Without question the hardest of these to measure is the relative share of an economy that is not observed. The essence of the problem is that one is trying to observe that which by and large people do not wish to have observed. Thus there is inherently substantial uncertainty regarding any method or estimate, and there is much variation across different methods of estimating. Schneider and Enste (2000) provide a discussion of the various methods that have been used. However, they argue that for developed market capitalistic economies the most reliable method is one based on using currency demand estimates. An estimate is made of the relationship between GDP and currency demand in a base period, then deviations from this model’s forecasts are measured. This method, due to Tanzi (1980), is widely used within many high income countries for measuring criminal activity in general.
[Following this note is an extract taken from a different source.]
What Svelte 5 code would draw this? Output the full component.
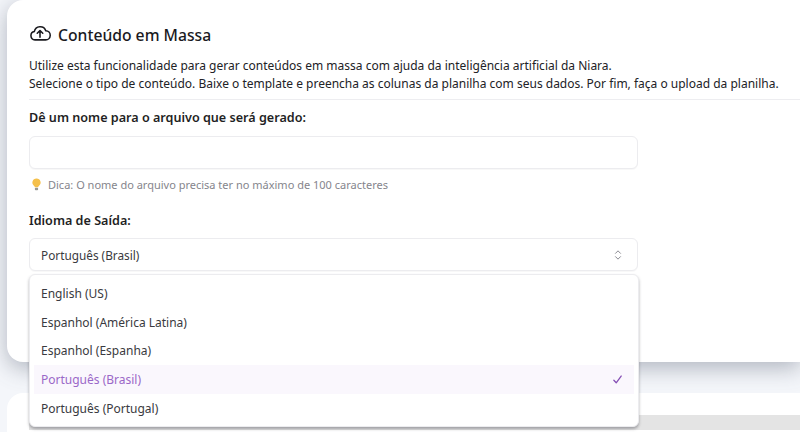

Schneider and Enste recommend the use of electricity consumption models for economies in transition, a method originated by Lizzera (1979). Kaufmann and Kaliberda (1996) and also Lackó (2000) have made such estimates for transition economies, with these providing the basis for the earlier work by Rosser et al (2003). Kaufmann and Kaliberda’s estimates are similar in method to the currency demand one except that a relationship is estimated between GDP and electricity use in a base period, with deviations later providing the estimated share of the NOE. Lackó’s approach differs in that she model’s household electricity consumption relations rather than electricity usage at the aggregate level.

Another approach is MIMIC, or multiple indicator multiple cause, due originally to Frey and Pommerehne (1984) and used by Loayza (1996) to make estimates for various Latin American economies. This method involves deriving the measure from a set of presumed underlying variables. Unfortunately this method is not usable if one is testing for relationships between any of the underlying variables and the size of the NOE. In effect it already presumes to know what the relationship is.

One more method is to look at discrepancies in national income and product accounts data between GDP estimates and national income estimates. Schneider and Enste list several other methods that have been used. However these four are the ones underlying the numbers we use in our estimates.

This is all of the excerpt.